→ **GIVEN INFORMATION**
>>>>

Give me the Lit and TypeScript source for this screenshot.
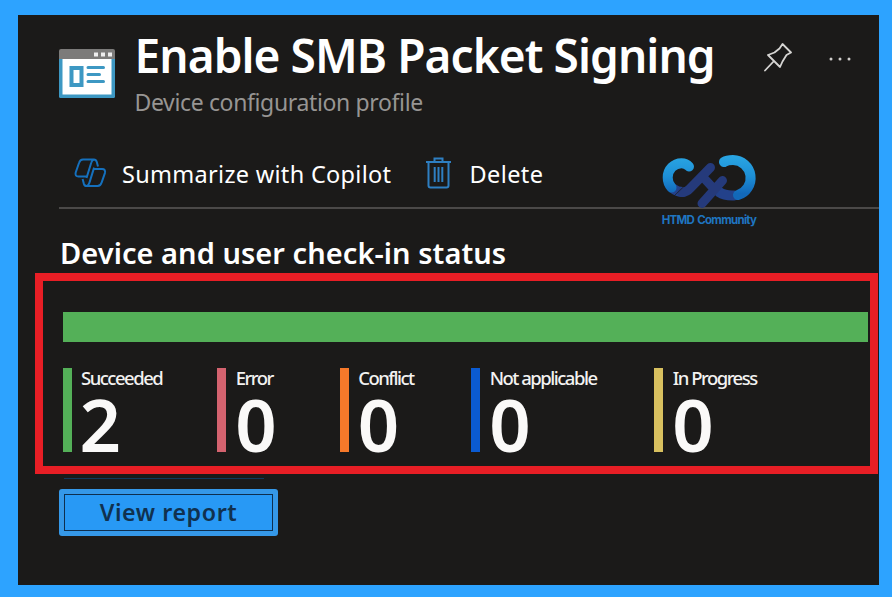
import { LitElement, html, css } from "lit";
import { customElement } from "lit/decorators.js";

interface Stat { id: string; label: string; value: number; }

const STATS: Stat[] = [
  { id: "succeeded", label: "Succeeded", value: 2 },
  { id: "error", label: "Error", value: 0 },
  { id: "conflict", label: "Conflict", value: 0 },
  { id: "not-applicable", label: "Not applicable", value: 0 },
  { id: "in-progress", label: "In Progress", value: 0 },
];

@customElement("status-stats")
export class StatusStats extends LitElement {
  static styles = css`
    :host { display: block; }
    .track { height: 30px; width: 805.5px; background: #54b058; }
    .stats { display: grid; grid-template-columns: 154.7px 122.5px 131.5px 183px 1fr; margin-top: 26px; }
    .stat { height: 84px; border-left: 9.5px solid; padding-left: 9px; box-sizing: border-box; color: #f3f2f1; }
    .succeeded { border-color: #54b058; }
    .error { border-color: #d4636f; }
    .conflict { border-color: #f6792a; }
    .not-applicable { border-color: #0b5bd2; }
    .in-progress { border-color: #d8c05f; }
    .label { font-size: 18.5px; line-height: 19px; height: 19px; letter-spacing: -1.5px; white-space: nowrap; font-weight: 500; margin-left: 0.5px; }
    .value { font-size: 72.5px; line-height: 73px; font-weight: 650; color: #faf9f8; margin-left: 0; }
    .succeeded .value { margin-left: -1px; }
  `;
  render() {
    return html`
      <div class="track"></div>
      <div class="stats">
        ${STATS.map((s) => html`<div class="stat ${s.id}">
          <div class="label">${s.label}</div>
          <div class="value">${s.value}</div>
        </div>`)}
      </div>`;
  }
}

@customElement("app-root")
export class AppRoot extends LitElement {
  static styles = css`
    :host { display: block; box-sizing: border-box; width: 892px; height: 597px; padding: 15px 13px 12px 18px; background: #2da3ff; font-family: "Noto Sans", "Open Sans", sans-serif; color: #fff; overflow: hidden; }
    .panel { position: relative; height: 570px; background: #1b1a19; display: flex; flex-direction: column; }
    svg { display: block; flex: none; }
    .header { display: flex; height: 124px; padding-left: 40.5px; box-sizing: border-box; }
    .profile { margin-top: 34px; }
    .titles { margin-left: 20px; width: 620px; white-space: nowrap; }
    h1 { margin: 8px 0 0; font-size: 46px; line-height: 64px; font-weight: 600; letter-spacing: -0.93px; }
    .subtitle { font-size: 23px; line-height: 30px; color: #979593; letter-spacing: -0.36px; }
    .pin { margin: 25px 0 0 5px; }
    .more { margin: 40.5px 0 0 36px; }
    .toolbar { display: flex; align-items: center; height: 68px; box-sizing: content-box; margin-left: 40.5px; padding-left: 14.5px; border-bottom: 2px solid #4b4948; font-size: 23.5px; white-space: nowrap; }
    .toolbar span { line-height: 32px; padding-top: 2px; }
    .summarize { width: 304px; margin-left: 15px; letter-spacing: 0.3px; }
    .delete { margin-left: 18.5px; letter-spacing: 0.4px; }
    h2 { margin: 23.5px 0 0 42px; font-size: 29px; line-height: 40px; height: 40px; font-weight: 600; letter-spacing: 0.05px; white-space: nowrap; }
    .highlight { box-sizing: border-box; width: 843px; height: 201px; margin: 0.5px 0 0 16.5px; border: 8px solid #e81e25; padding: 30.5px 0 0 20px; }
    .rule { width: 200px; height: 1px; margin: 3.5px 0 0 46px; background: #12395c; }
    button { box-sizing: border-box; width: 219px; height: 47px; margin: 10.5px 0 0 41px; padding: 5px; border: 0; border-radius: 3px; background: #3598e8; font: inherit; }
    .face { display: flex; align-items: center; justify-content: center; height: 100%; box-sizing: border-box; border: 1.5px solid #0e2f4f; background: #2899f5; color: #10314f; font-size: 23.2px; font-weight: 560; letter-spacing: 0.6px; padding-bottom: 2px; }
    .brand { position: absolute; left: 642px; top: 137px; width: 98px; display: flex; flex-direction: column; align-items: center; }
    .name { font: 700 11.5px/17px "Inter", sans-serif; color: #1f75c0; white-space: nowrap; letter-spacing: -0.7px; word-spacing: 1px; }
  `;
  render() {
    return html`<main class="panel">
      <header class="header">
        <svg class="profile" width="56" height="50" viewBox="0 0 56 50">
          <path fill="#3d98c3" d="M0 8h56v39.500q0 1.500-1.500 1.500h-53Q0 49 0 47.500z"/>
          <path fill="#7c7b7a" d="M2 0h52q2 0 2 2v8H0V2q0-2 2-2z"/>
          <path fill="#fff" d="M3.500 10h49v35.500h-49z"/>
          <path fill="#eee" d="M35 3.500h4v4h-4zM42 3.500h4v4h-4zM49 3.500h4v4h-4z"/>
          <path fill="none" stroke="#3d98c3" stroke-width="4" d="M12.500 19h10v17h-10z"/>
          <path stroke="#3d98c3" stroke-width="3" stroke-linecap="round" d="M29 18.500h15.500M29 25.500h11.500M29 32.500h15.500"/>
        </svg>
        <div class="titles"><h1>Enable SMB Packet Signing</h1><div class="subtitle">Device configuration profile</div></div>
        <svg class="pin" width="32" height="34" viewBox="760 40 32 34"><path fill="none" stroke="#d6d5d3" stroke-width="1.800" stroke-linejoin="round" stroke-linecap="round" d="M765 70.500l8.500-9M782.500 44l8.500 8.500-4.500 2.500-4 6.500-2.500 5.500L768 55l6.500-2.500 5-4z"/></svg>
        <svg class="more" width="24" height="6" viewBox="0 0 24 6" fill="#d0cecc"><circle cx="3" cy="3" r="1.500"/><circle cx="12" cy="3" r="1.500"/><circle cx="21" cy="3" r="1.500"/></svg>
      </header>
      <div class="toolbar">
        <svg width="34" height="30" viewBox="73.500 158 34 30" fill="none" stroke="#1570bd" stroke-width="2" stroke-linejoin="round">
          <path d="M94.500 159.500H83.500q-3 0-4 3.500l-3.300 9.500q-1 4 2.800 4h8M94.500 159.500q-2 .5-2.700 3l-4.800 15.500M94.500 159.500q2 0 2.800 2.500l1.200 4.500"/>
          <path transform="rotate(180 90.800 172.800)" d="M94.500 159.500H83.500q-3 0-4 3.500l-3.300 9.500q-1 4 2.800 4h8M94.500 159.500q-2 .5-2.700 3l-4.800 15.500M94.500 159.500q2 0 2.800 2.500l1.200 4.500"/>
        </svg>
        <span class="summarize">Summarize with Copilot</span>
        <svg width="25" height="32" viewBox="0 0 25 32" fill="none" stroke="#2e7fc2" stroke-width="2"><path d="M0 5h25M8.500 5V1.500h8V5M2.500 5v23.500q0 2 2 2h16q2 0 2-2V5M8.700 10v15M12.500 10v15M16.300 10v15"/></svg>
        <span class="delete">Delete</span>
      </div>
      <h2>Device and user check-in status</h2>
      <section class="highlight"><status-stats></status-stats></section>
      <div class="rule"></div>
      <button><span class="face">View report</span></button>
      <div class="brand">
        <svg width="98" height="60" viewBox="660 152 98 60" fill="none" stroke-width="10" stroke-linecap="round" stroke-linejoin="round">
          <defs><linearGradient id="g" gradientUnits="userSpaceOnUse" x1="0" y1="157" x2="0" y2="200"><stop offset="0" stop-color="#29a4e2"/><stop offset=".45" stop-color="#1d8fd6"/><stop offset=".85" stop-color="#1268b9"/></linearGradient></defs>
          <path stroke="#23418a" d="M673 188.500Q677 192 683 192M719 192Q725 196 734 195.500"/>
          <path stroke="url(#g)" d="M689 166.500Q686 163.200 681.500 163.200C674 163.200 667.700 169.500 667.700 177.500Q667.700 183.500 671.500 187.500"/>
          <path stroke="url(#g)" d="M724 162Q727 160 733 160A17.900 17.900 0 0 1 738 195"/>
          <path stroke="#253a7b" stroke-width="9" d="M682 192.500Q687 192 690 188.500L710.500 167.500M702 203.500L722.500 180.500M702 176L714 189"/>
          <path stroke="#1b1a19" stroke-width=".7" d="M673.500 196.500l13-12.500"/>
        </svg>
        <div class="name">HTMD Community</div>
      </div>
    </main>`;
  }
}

<<<<

→ **GIVEN TASK**
Restate the material word for word from its first line through the line containing "string; label: string;", both included; the pictures do not belong in it.

→ **FINAL RESULT**
Give me the Lit and TypeScript source for this screenshot.
import { LitElement, html, css } from "lit";
import { customElement } from "lit/decorators.js";

interface Stat { id: string; label: string; value: number; }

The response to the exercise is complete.